Goines v. Valley Cmty. Servs. Bd., No. 15-1589 (4th Cir. May 9, 2016).
Gordon Goines has cerebellar ataxia, which affects his coordination and speech but not his intellect. A cable technician came to check out some connection problems that Gaines had reported, and determined that somebody had spliced—that is, stolen—the cable going to Gaines’s home. The technician told Goines to report the theft to the police.
And that’s just what Goines did. According to Goines, he told the police that his TV was making noises because a neighbor had stolen his cable. The police, without turning on the TV, concluded that Goines was hearing voices, and, over his protests, took him into custody. There he was strip-searched and handcuffed to a table. He was eventually released.
Goines sued the arresting officers for taking him into custody without probable cause for believing he was mentally ill and a danger to himself or others. The district court granted the police officers’ Rule 12(b)(6) motion to dismiss Goines’s complaint.
The question on appeal is whether the district court should have considered a rather partisan document—the arresting officers’ report—in quite the way that it did. Normally courts considering motions to dismiss can consider a document outside the complaint only if it’s integral to the complaint and its authenticity isn’t questioned. Thus, for example, a court can normally consider the text of a contract in a breach-of-contract action, even if the contract isn’t attached to the complaint. In these circumstances, if the outside document contradicts the complaint—if, say, a contract provides for the sale of X widgets while the breach-of-contract complaint alleges it provided for Y—the outside document trumps the complaint. Here, the district court treated the police officers' report in more or less this way.
As the Fourth Circuit notes, though, the outside-document-governs rule can’t possibly be the rule for all outside documents. If it were, a libel case couldn’t possibly get off the ground: the libelous statement in an outside document would then trump a complaint’s denial of the libel’s truth. So the general rule must be that the outside document trumps the complaint if a complaint relies on an outside document for the truth of its contents.

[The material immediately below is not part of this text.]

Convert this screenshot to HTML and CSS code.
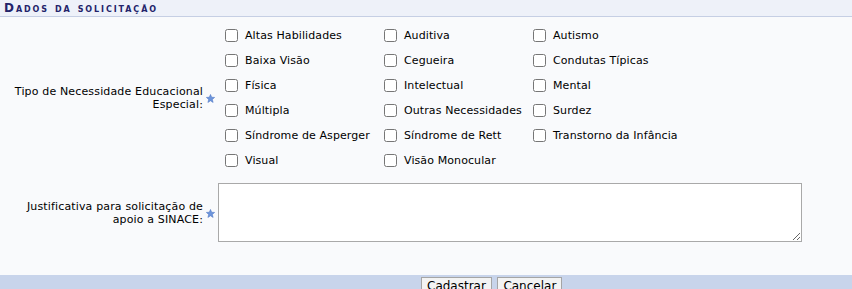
FILE: index.html
```html
<!DOCTYPE html>
<html lang="pt-BR">
<head>
    <meta charset="UTF-8">
    <title>Dados da solicitação</title>
    <link rel="stylesheet" href="styles.css">
</head>
<body>
    <div class="formulario">
        <div class="caption">Dados da solicitação</div>

        <div class="linha">
            <div class="rotulo">Tipo de Necessidade Educacional Especial:</div>
            <div class="obrigatorio">
                <svg width="9" height="9" viewBox="0 0 10 10"><polygon points="5,0.5 6.3,3.6 9.6,3.8 7,6 7.9,9.4 5,7.5 2.1,9.4 3,6 0.4,3.8 3.7,3.6" fill="#6d95dc" stroke="#4a74c4" stroke-width="0.6"/></svg>
            </div>
            <div class="opcoes">
                <label><input type="checkbox"> Altas Habilidades</label>
                <label><input type="checkbox"> Auditiva</label>
                <label><input type="checkbox"> Autismo</label>
                <label><input type="checkbox"> Baixa Visão</label>
                <label><input type="checkbox"> Cegueira</label>
                <label><input type="checkbox"> Condutas Típicas</label>
                <label><input type="checkbox"> Física</label>
                <label><input type="checkbox"> Intelectual</label>
                <label><input type="checkbox"> Mental</label>
                <label><input type="checkbox"> Múltipla</label>
                <label><input type="checkbox"> Outras Necessidades</label>
                <label><input type="checkbox"> Surdez</label>
                <label><input type="checkbox"> Síndrome de Asperger</label>
                <label><input type="checkbox"> Síndrome de Rett</label>
                <label><input type="checkbox"> Transtorno da Infância</label>
                <label><input type="checkbox"> Visual</label>
                <label><input type="checkbox"> Visão Monocular</label>
            </div>
        </div>

        <div class="linha linha-texto">
            <div class="rotulo">Justificativa para solicitação de apoio a SINACE:</div>
            <div class="obrigatorio">
                <svg width="9" height="9" viewBox="0 0 10 10"><polygon points="5,0.5 6.3,3.6 9.6,3.8 7,6 7.9,9.4 5,7.5 2.1,9.4 3,6 0.4,3.8 3.7,3.6" fill="#6d95dc" stroke="#4a74c4" stroke-width="0.6"/></svg>
            </div>
            <div class="campo">
                <textarea></textarea>
            </div>
        </div>

        <div class="rodape">
            <button>Cadastrar</button>
            <button>Cancelar</button>
        </div>
    </div>
</body>
</html>
```

FILE: styles.css
```css
body {
    margin: 0;
    padding: 0;
    background-color: #f9fafc;
    font-family: 'DejaVu Sans', Verdana, sans-serif;
    font-size: 11px;
    color: #000;
}

.caption {
    height: 16px;
    line-height: 16px;
    padding-left: 4px;
    background-color: #eef1f9;
    border-bottom: 1px solid #c6cfe4;
    color: #23236a;
    font-weight: bold;
    font-variant: small-caps;
    text-transform: lowercase;
    font-size: 12px;
    letter-spacing: 1.9px;
}

.caption::first-letter {
    text-transform: uppercase;
}

.linha {
    display: flex;
    align-items: center;
    margin-top: 6px;
}

.linha-texto {
    margin-top: 10px;
}

.rotulo {
    width: 203px;
    text-align: right;
    line-height: 13px;
    letter-spacing: 0.15px;
}

.obrigatorio {
    width: 15px;
    display: flex;
    justify-content: center;
    padding-top: 1px;
}

.opcoes {
    display: grid;
    grid-template-columns: 159px 149px auto;
    padding-left: 7px;
}

.opcoes label {
    display: flex;
    align-items: center;
    height: 25px;
    letter-spacing: 0.1px;
}

.opcoes input {
    width: 13px;
    height: 13px;
    margin: 0 7px 0 0;
}

.campo textarea {
    display: block;
    width: 584px;
    height: 59px;
    box-sizing: border-box;
    border: 1px solid #a9a9a9;
    background: #fff;
    margin: 0;
}

.rodape {
    margin-top: 33px;
    height: 40px;
    background-color: #c8d4eb;
    padding-left: 421px;
    padding-top: 2px;
}

.rodape button {
    font-family: 'DejaVu Sans', Verdana, sans-serif;
    font-size: 12px;
    padding: 1px 5px;
    margin: 0 2px 0 0;
    border: 1px solid #a5a5a5;
    background-color: #f3f3f3;
    color: #000;
}
```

Here, though, Goines wasn’t relying on the arresting officers’ report for the truth of its contents. In fact, he relied on it at times for nearly the opposite purpose: to show that what he told the police officers, and then what the police officers reported, were worlds apart. Goines relied on the report to show that the police officers ignored what he told them, and for that reason lacked probable cause to arrest him.
When Goines’s allegations themselves are taken as true, the Fourth Circuit holds, they state a valid claim against the arresting officers. The district court’s dismissal of that claim is reversed.